Sampai ketika pulang belanja, saya sedikit merengek “Duuuuuh, tanganku pegel nih, keranjangnya tadi berat banget. Gula pasir 5 kg, minyak goreng 2L, udah keliatan tuh 7kg, belum yang lain-lain. Lain kali Uda yang bawain keranjangnya ya?” sambil tersenyum manja.
Next time, ketika belanja, suami sudah sigap dan siap apa yang harus dilakukan. Bahkan ketika hanya berbelanja kekurangan logistik, seperti deterjen dan pasta gigi, suami menengadahkan tangannya meminta barang yang saya bawa agar dia saja yang membawanya. What a surprise :) :)
*******
Saya tidak terlalu suka K-drama, tapi yang berjudul FULL HOUSE saya suka sekali. Berapa kalipun diputar di TV, saya tonton. Saat penayangan episode terakhirnya kebetulan suami sudah di rumah (suami biasa pulang malam). Jadi mau gak mau suami ikut nonton FULL HOUSE. Menikmati ekspresi gemas saya melihat akting Yong Jai dan Ji En (ah, saya tidak peduli ejaan nama ini benar atau tidak). Dan saat Yong Jai mengucap “I Love You” pada Ji En saya spontan berkata gemas, “so sweeeeeeeettttt”. Suami tersenyum geleng-geleng melihat kehebohan saya.
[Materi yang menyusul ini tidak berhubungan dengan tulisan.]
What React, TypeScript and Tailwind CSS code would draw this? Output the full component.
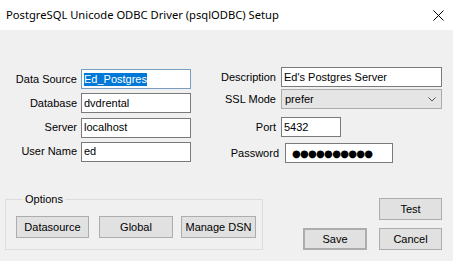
import React from "react";

const Field = ({ value, className = "" }: { value: string; className?: string }) => (
  <div className={`h-[20px] bg-white border border-[#7a7a7a] flex items-center pl-[2px] ${className}`}>
    {value}
  </div>
);

const Btn = ({ label, className = "" }: { label: string; className?: string }) => (
  <button className={`h-[22px] bg-[#e1e1e1] border border-[#adadad] flex items-center justify-center ${className}`}>
    {label}
  </button>
);

const App = () => {
  return (
    <div
      className="w-[453px] h-[261px] bg-[#f0f0f0] text-[11px] text-black leading-[13px] flex flex-col"
      style={{ fontFamily: '"Liberation Sans", Arial, sans-serif' }}
    >
      {/* Title bar */}
      <div className="h-[30px] bg-white flex items-center justify-between pl-[6px] pr-[8px]">
        <span className="text-[11.2px] leading-[16px] text-black" style={{ fontFamily: '"Noto Sans", sans-serif' }}>
          PostgreSQL Unicode ODBC Driver (psqlODBC) Setup
        </span>
        <svg width="11" height="11" viewBox="0 0 11 11" className="mr-[1px]">
          <path d="M0.5 0.5 L10.5 10.5 M10.5 0.5 L0.5 10.5" stroke="#000" strokeWidth="1" />
        </svg>
      </div>

      {/* Form */}
      <div className="h-[160px] flex items-start">
        {/* Left column */}
        <div className="mt-[39px] flex flex-col gap-[4.33px]">
          <div className="flex items-center">
            <span className="w-[77px] text-right">Data Source</span>
            <div className="ml-[4px] w-[110px] h-[20px] bg-white border border-[#7a9ebf] flex items-center pl-[2px]">
              <span className="bg-[#0078d7] text-white">Ed_Postgres</span>
            </div>
          </div>
          <div className="flex items-center">
            <span className="w-[77px] text-right">Database</span>
            <Field value="dvdrental" className="ml-[4px] w-[110px]" />
          </div>
          <div className="flex items-center">
            <span className="w-[77px] text-right">Server</span>
            <Field value="localhost" className="ml-[4px] w-[110px]" />
          </div>
          <div className="flex items-center">
            <span className="w-[77px] text-right">User Name</span>
            <Field value="ed" className="ml-[4px] w-[110px]" />
          </div>
        </div>

        {/* Right column */}
        <div className="mt-[37px] flex flex-col">
          <div className="flex items-center">
            <span className="w-[85px] text-right">Description</span>
            <Field value="Ed's Postgres Server" className="ml-[5px] w-[161px]" />
          </div>
          <div className="mt-[2px] flex items-center">
            <span className="w-[85px] text-right">SSL Mode</span>
            <div className="ml-[5px] w-[161px] h-[20px] bg-[#e5e5e5] border border-[#acacac] flex items-center justify-between pl-[3px] pr-[5px]">
              <span>prefer</span>
              <svg width="8" height="5" viewBox="0 0 8 5">
                <path d="M0.5 0.5 L4 4 L7.5 0.5" stroke="#555" strokeWidth="1" fill="none" />
              </svg>
            </div>
          </div>
          <div className="mt-[8px] flex items-center">
            <span className="w-[85px] text-right">Port</span>
            <Field value="5432" className="ml-[5px] w-[60px]" />
          </div>
          <div className="mt-[6px] flex items-center">
            <span className="w-[88px] text-right">Password</span>
            <div className="ml-[6px] w-[108px] h-[20px] bg-white border border-[#7a7a7a] flex items-center pl-[6px]">
              <span className="text-[10px] tracking-[-0.7px]" style={{ fontFamily: '"DejaVu Sans", sans-serif' }}>
                ●●●●●●●●●●
              </span>
            </div>
          </div>
        </div>
      </div>

      {/* Bottom */}
      <div className="flex items-start">
        <fieldset className="ml-[5px] mt-[3px] w-[258px] min-w-0 border border-[#dcdcdc] pl-[10px] pr-[6px] pb-[11px]">
          <legend className="ml-[7px] px-[2px] leading-[13px]">Options</legend>
          <div className="mt-[10px] flex">
            <Btn label="Datasource" className="w-[73px] h-[20px]" />
            <Btn label="Global" className="ml-[10px] w-[74px] h-[20px]" />
            <Btn label="Manage DSN" className="ml-[8px] w-[75px] h-[20px]" />
          </div>
        </fieldset>
        <div className="ml-[40px] mt-[8px] w-[139px] flex flex-col items-end">
          <Btn label="Test" className="w-[63px]" />
          <div className="mt-[8px] flex">
            <Btn label="Save" className="w-[64px] border-2 border-[#0078d7]" />
            <Btn label="Cancel" className="ml-[12px] w-[63px]" />
          </div>
        </div>
      </div>
    </div>
  );
};

export default App;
Hahahaha, jarang-jarang suami melihat saya seperti itu.
Beberapa hari setelah itu, ketika sedang menemani suami minum kopi sebelum berangkat ke kantor, tiba-tiba sambil senyam-senyum suami berkata, “ Hmmmmm….. Yang, I Love You”
Saya yang mendengar terbengong-bengong, hati berdesir.
“Hah???? I love you too Sayaaaaaang” kegirangan membalas ucapan romantisnya.
Tapi  otak jail bin iseng saya membunyikan sirinenya. Tetap waspada. It must be something wrong. Dan gak salah, tak lama setelah itu,  “Tambah gula dikit boleh gak?”
GuuuBBBBRRRRaaaaKKKK!!!!
*******
Oya, FYI, saya membuat tulisan ini sebenarnya sudah sekitar 2 minggu yang lalu, dan suami saya telah membacanya. Suami  ngakak panjang setelah kata “GuuuBBBBRRRRaaaaKKKK!!!!” , tapi tetap saja sampai saat ini, suami belum pernah mengucap “I Love You” lagi.
Walopun begitu, setidaknya saya masih beruntung mendapat panggilan “Sayang” yang disingkat “Yang” kalo pas ngobrol, atau “Say” kalo SMS (*nglirik Aulia). Saya bingung kenapa suami membedakannya, dan saya pernah mempertanyakannya, suami menjawab: “Yaa, supaya mesra ‘kan Yang…”
Saya sedang malas, dan migren saya sedang kumat. Tolong definisikan sendiri dan beritahu saya apa perbedaan mesra dan romantis.